A step prompt differs from a full generation prompt in one key respect: it describes only the target change, not the full image. Because the current image provides the visual base, you do not need to re-specify every attribute of the scene — only the element you want to change and the direction of that change. An effective step prompt for a lighting adjustment reads: "warm golden hour light from camera left, long soft shadows to the right" — not the entire scene re-description. For a background change: "replace background with Kyoto bamboo forest, soft morning mist" — not the full subject-plus-background description. For a clothing color change: "jacket changed to deep oxblood burgundy, same cut and fabric" — the "same cut and fabric" clause explicitly instructs the model not to change what you want to preserve. Including explicit preservation instructions in step prompts — "keep the subject's face and posture unchanged," "background style unchanged, only adjust lighting direction" — reduces unintended drift significantly at medium-to-high denoising strengths.

Inpainting as a Precision Step Tool

Inpainting — masking a specific region and regenerating only within the mask — is the most precise tool in the step-prompt toolbox and should be used for any change that is local enough to be defined by a mask boundary. When your intended change is confined to a specific area — a product label, a character's eyes, a background element to remove or replace, a garment accessory — inpainting eliminates the risk of fidelity drift in untargeted areas entirely, because regions outside the mask are not processed at all. The step-prompt vocabulary for inpainting passes is the same focused, change-specific language as any other step: describe what you want inside the mask boundary, and include preservation instructions for the boundaries where the inpainting region meets the surrounding image. In Floniks' /editor, the inpainting node accepts a mask image and a step prompt together, and can be chained with other image-to-image nodes in a single workflow to apply both regional and masked edits in sequence, each targeting a different area of the image.

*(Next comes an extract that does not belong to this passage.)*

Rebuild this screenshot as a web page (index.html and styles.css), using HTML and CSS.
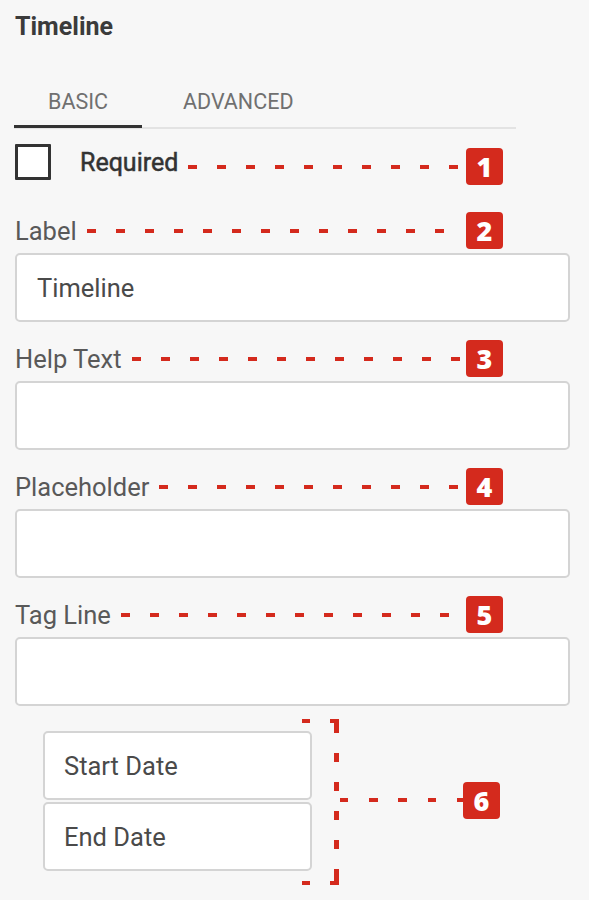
FILE: index.html
```html
<!DOCTYPE html>
<html>
<head>
<meta charset="utf-8">
<link rel="stylesheet" href="styles.css">
</head>
<body>
<div class="panel">
  <h1 class="title">Timeline</h1>
  <div class="tabs">
    <div class="tab active">BASIC</div>
    <div class="tab tab-adv">ADVANCED</div>
  </div>

  <div class="row-check">
    <span class="checkbox"></span>
    <span class="check-label">Required</span>
    <span class="leader leader-check"></span>
    <span class="badge badge-check">1</span>
  </div>

  <div class="field field-first">
    <div class="row"><span class="label">Label</span><span class="leader"></span><span class="badge">2</span></div>
    <div class="input">Timeline</div>
  </div>
  <div class="field">
    <div class="row"><span class="label">Help Text</span><span class="leader"></span><span class="badge">3</span></div>
    <div class="input"></div>
  </div>
  <div class="field">
    <div class="row"><span class="label">Placeholder</span><span class="leader"></span><span class="badge">4</span></div>
    <div class="input"></div>
  </div>
  <div class="field">
    <div class="row"><span class="label">Tag Line</span><span class="leader"></span><span class="badge">5</span></div>
    <div class="input"></div>
  </div>

  <div class="dates-group">
    <div class="dates">
      <div class="input date">Start Date</div>
      <div class="input date">End Date</div>
    </div>
    <div class="bracket">
      <svg class="bracket-svg" width="161" height="166" viewBox="0 0 161 166">
        <g fill="#d42a1d">
          <rect x="0" y="0" width="8" height="4"/>
          <rect x="28" y="0" width="9" height="4"/>
          <rect x="32" y="0" width="5" height="14"/>
          <rect x="32" y="34" width="5" height="9"/>
          <rect x="32" y="63" width="5" height="9"/>
          <rect x="32" y="92" width="5" height="9"/>
          <rect x="32" y="121" width="5" height="9"/>
          <rect x="32" y="150" width="5" height="16"/>
          <rect x="28" y="162" width="9" height="4"/>
          <rect x="0" y="162" width="8" height="4"/>
          <rect x="38" y="79" width="8" height="4"/>
          <rect x="67" y="79" width="9" height="4"/>
          <rect x="96" y="79" width="9" height="4"/>
          <rect x="126" y="79" width="8" height="4"/>
          <rect x="155" y="79" width="6" height="4"/>
        </g>
      </svg>
      <span class="badge">6</span>
    </div>
  </div>
</div>
</body>
</html>
```

FILE: styles.css
```css
* { box-sizing: border-box; }

body {
  margin: 0;
  background: #f7f7f7;
  font-family: Roboto, "Liberation Sans", Arial, sans-serif;
}

.panel {
  padding: 12px 19px 0 15px;
}

.title {
  margin: 0;
  font-size: 25px;
  font-weight: 700;
  line-height: 30px;
  color: #3b3b3b;
}

.tabs {
  display: flex;
  margin-top: 37px;
  margin-left: -1px;
  width: 502px;
  border-bottom: 2px solid #e3e3e3;
}

.tab {
  height: 46px;
  line-height: 46px;
  font-size: 21.5px;
  color: #707070;
  padding: 0 34px;
}

.tab.active {
  height: 49px;
  border-bottom: 3px solid #333;
  margin-bottom: -1px;
}

.tab-adv {
  padding-left: 41px;
}

.row-check {
  display: flex;
  align-items: flex-start;
  margin-top: 15px;
  width: 488px;
  height: 41px;
}

.checkbox {
  width: 36px;
  height: 36px;
  border: 3px solid #333;
  background: #fff;
  border-radius: 1px;
  flex: none;
}

.check-label {
  margin-left: 29px;
  font-size: 25px;
  font-weight: 400;
  -webkit-text-stroke: 0.5px #333;
  line-height: 38px;
  color: #333;
}

.leader {
  flex: 1;
  height: 4px;
  margin: 0 3px 0 10px;
  background: repeating-linear-gradient(90deg, #d42a1d 0 9px, transparent 9px 29px);
}

.leader-check {
  margin-top: 21px;
}

.badge {
  flex: none;
  width: 37px;
  height: 37px;
  border-radius: 4px;
  background: #d42a1d;
  color: #fff;
  font-family: "Open Sans", Inter, sans-serif;
  font-weight: 800;
  font-size: 27px;
  line-height: 37px;
  text-align: center;
}

.badge-check {
  margin-top: 4px;
}

.field {
  margin-top: 18px;
}

.field-first {
  margin-top: 27px;
}

.row {
  display: flex;
  align-items: center;
  width: 488px;
  height: 37px;
}

.label {
  font-size: 25.5px;
  color: #595959;
}

.input {
  margin-top: 4px;
  height: 69px;
  border: 2px solid #d4d4d4;
  border-radius: 5px;
  background: #fff;
  padding-left: 20px;
  display: flex;
  align-items: center;
  font-size: 25.5px;
  color: #4a4a4a;
}

.dates-group {
  display: flex;
  margin-top: 13px;
}

.dates {
  margin-left: 28px;
  width: 269px;
  padding-top: 12px;
}

.date {
  margin-top: 0;
  padding-left: 19px;
}

.date + .date {
  margin-top: 2px;
}

.bracket {
  display: flex;
  align-items: center;
  margin-left: -10px;
}

.bracket-svg {
  display: block;
}

.bracket .badge {
  margin-top: -4px;
}
```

Building Step Workflows in Floniks Editor

The Floniks visual workflow editor at /editor is purpose-built for step-prompt sequences. A typical step workflow chains image-to-image nodes in series, with each node receiving the previous node's output as its image input and applying its own focused step prompt. You can assign different denoising strengths to each node, add inpainting nodes at any position in the chain for precision regional edits, and insert review gates between steps to inspect outputs before committing to the next pass. A practical five-step commercial image editing workflow might look like: Node 1 (base generation, text-to-image), Node 2 (background replacement, strength 0.55), Node 3 (lighting adjustment, strength 0.45), Node 4 (clothing color refinement via inpainting, strength 0.3), Node 5 (final quality and sharpness enhancement, strength 0.2). Each node has a clear single responsibility and the workflow produces a deterministic, auditable sequence of intermediate outputs that make quality review easy and rework efficient.

Step Prompting for Iterative Creative Development

Step prompting is not only a production refinement tool — it is a creative development methodology. Starting from a rough base image and refining it across targeted passes mirrors the iterative process of traditional photography editing: you block in the global elements, then refine the mid-level choices, then address detail. This structure makes the creative development process explicit and reversible: at any step, you can branch the workflow to explore a different direction without abandoning the progress made in earlier passes. In Floniks' /editor, branching at a node allows you to run two divergent step paths from the same intermediate image — for example, exploring a warm and a cool color grade from the same base image — and compare both outputs before selecting one to continue refining. Save successful step-prompt sequences as named workflow templates so your team can run the same editorial development process on new subject images without rebuilding the sequence from scratch each time.

Step by step

  1. 1

    Follow the global-to-local edit hierarchy

    Sequence your step prompts from widest scope to narrowest: start with global lighting and color, then move to environment and background, then subject-level attributes, then local fine corrections. Never make local edits before the global context is finalized.

  2. 2

    Write step prompts that describe only the target change

    Each step prompt should specify the change you want and explicitly preserve everything else: "jacket color changed to deep burgundy, same cut and fabric, background and lighting unchanged." Focused prompts reduce unintended drift in untargeted areas at each pass.

  3. 3

    Use inpainting for local changes under a mask boundary

    For changes confined to a specific image region, use Floniks' inpainting node with a mask rather than a full image-to-image pass. This eliminates fidelity drift entirely in areas outside the mask, giving maximum precision for local corrections.

  4. 4

    Set denoising strength proportional to change scope

    Global changes need 0.5–0.7 strength; regional changes 0.35–0.55; local fine corrections 0.15–0.35. Calibrate each node in your Floniks /editor step workflow independently rather than using one global setting for the whole sequence.

FAQ

How many step-prompt passes can I run before image quality degrades?+

Quality degradation from multiple passes depends on the denoising strength at each step. At very low strengths (0.2–0.3), you can run 6 to 8 passes with minimal perceptible quality loss. At higher strengths (0.5–0.7), limit to 3 to 4 passes before running an upscaling or quality-refinement node to restore sharpness and detail. Monitoring intermediate outputs at each step allows you to detect degradation before it becomes severe.

Can I apply a step-prompt sequence to multiple base images in a batch?+

Yes. In Floniks' /editor, a step workflow can be executed as a batch by routing multiple base images through the same node chain simultaneously. Each image follows the identical step sequence, making this an efficient way to apply the same editorial treatment to an entire image set — product variants, character poses, scene locations — in one workflow run.

What is the difference between step prompting and prompt chaining in a workflow?+

Step prompting specifically refers to sequential image-to-image editing passes on a single image, where each pass refines the output of the previous one. Prompt chaining more broadly refers to routing the output of one AI node into the input of another, which may include routing image outputs into text analysis nodes, routing text outputs into image generation nodes, or mixing different modalities in a multi-step pipeline.